Philosophical Guidance for Social Anxiety - Happiness and Relationships

Throughout my day, i tend to experience a magnitude of different experiences which cause me
to feel a certain way or express a certain emotion. At my baseline, i have extreme social anxiety, I thought that forcing myself into getting a job that entails communicating with an overwhelmingly large amount of people would eventually improve my state of mind over time.

I work in a Casino and the amount of potential variables which have the ability to dictate and determine the state of mind i am in while i work and even once my shift is over are frankly astounding and searching for and sinking into a flow state wherein i am able to establish the correct mindset to deal with the constant spontaneity of the casino environment is still difficult for me even after several years of working there. The expectation of being approached by people with mostly irritated, angry, and generally negative intentions is usually the default mindset when working, as a result of this, experiencing the very rare occurrence of an interaction with a not only polite, but beautiful and downright dreamlike individual is like getting a winning lottery ticket...and then lighting it on fire because my brain stops functioning when i come into contact with attractive females.

A couple nights ago, i was approached by what i would describe as my dream girl, drop dead gorgeous, Asian in appearance, and wearing a short black dress which accentuated her perfect figure and caused my heart rate to skyrocket past its already above average standard working rate. She asked me for directions to a certain bar within the complex, it was somewhat far away so after attempting to stutter my way through telling her where to go to, she said she was still confused and asked if i could show lead her there, I of course could not have said no even if i wanted to as this was part of my job. During the walk we chatted quite a bit, luckily she was very bubbly and despite my anxiety, her initiation of conversation and constant chatter allowed me to come across as a complete social retard. It was about a 5 minute walk and toward the end of it she got up real close to me and told me how nice it was for me to help her, and grabbed hold of my arm. Not wanting to breach any code of conduct (and more so because i was terrified) I did not respond in any other way other than verbally, telling her it was my pleasure to assist her in any way possible. As we approached the destination, the girl told me she wished she there were more guys as cute and gentlemen-like as me, and that i should come out and party with her after work.

Unfortunately that was not feasible as i had just started my shift, but just the fact that i had been heavily complimented by a girl who in my mind was absolutely unattainable made the rest of my shift fly by in a rush of bliss. Before we parted she essentially forced her phone number on me, I felt emotionally invincible for the rest of my shift, I couldn't believe what had just happened. All i could think about was that girl, it made me realize how starving i was for a relationship.

I am writing this about a week after the events of my shift, excited yet terrified of contacting this person, the window of opportunity of which has probably already closed. After the successful interaction, as the immediate euphoria wears off and the confidence disappears, the negative thoughts start to surface once again

Was she just drunk and was I just being naive in thinking she actually liked me?
What if she was just being nice because i went out of my way for her?
What if she thought maybe i'd get her into the bar for free by leading me on?

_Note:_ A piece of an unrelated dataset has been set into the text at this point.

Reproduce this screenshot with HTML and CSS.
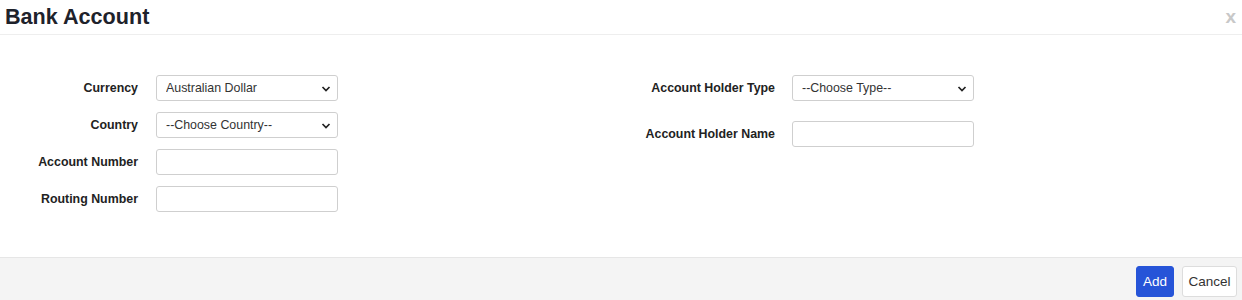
FILE: index.html
```html
<html>
<head>
<meta charset="UTF-8">
<link rel="stylesheet" href="styles.css">
</head>
<body>
<div class="modal">
  <div class="modal-header">
    <h1 class="modal-title">Bank Account</h1>
    <span class="close">x</span>
  </div>
  <div class="modal-body">
    <div class="col col-left">
      <div class="row">
        <label>Currency</label>
        <span class="select-wrap">
          <select class="field"><option>Australian Dollar</option></select>
          <svg class="chevron" width="10" height="6" viewBox="0 0 10 6"><path d="M1.5 1l3.5 3.5 3.5-3.5" fill="none" stroke="#222" stroke-width="1.7"/></svg>
        </span>
      </div>
      <div class="row">
        <label>Country</label>
        <span class="select-wrap">
          <select class="field"><option>--Choose Country--</option></select>
          <svg class="chevron" width="10" height="6" viewBox="0 0 10 6"><path d="M1.5 1l3.5 3.5 3.5-3.5" fill="none" stroke="#222" stroke-width="1.7"/></svg>
        </span>
      </div>
      <div class="row">
        <label>Account Number</label>
        <input class="field" type="text">
      </div>
      <div class="row">
        <label>Routing Number</label>
        <input class="field" type="text">
      </div>
    </div>
    <div class="col col-right">
      <div class="row">
        <label>Account Holder Type</label>
        <span class="select-wrap">
          <select class="field"><option>--Choose Type--</option></select>
          <svg class="chevron" width="10" height="6" viewBox="0 0 10 6"><path d="M1.5 1l3.5 3.5 3.5-3.5" fill="none" stroke="#222" stroke-width="1.7"/></svg>
        </span>
      </div>
      <div class="row">
        <label>Account Holder Name</label>
        <input class="field" type="text">
      </div>
    </div>
  </div>
  <div class="modal-footer">
    <button class="btn btn-primary">Add</button>
    <button class="btn btn-default">Cancel</button>
  </div>
</div>
</body>
</html>
```

FILE: styles.css
```css
*{
margin:0;
padding:0;
box-sizing:border-box;
}
body{
font-family:"Liberation Sans",Arial,sans-serif;
font-size:12.4px;
color:#333;
background:#fff;
}
.modal-header{
height:35px;
border-bottom:1px solid #eeeeee;
display:flex;
justify-content:space-between;
align-items:center;
padding:0 6px 0 5px;
}
.modal-title{
font-size:21.6px;
font-weight:bold;
color:#1e222b;
}
.close{
color:#c8c8c8;
font-weight:bold;
font-size:19px;
margin-top:-1px;
}
.modal-body{
height:222px;
display:flex;
padding-top:40px;
}
.col{
display:flex;
flex-direction:column;
}
.col-left{
gap:11px;
width:637px;
}
.col-right{
gap:20px;
}
.row{
display:flex;
align-items:center;
}
.row label{
width:138px;
text-align:right;
font-weight:bold;
color:#222;
}
.col-left .row label{
margin-right:18px;
}
.col-right .row label{
margin-right:17px;
}
.select-wrap{
position:relative;
display:flex;
}
.field{
width:182px;
height:26px;
border:1px solid #cfcfcf;
border-radius:3px;
background:#fff;
font-family:"Liberation Sans",Arial,sans-serif;
font-size:12.4px;
color:#333;
padding:0 9px;
appearance:none;
-webkit-appearance:none;
outline:none;
}
.chevron{
position:absolute;
right:7px;
top:11px;
pointer-events:none;
}
.modal-footer{
height:43px;
background:#f4f4f4;
border-top:1px solid #e6e6e6;
display:flex;
justify-content:flex-end;
align-items:flex-start;
gap:8px;
padding:8px 5px 0 0;
}
.btn{
height:31px;
border-radius:3px;
font-family:"Liberation Sans",Arial,sans-serif;
font-size:13.5px;
padding:0 5px;
}
.btn-primary{
background:#2654d8;
color:#fff;
border:1px solid #2654d8;
width:38px;
}
.btn-default{
background:#fff;
color:#333;
border:1px solid #dddddd;
width:55px;
}
```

these are the kinds of thoughts that manifest through my social anxiety which haunt me and stop me from pursuing potential opportunities for happiness and relationships, and i feel like I've tried just about every approach to treat myself.

Thank you for reading my post and any philosophical recommendations or advice, whether it be conventional, unconventional, controversial, strange, or bizarre in its nature would be amazingly appreciated.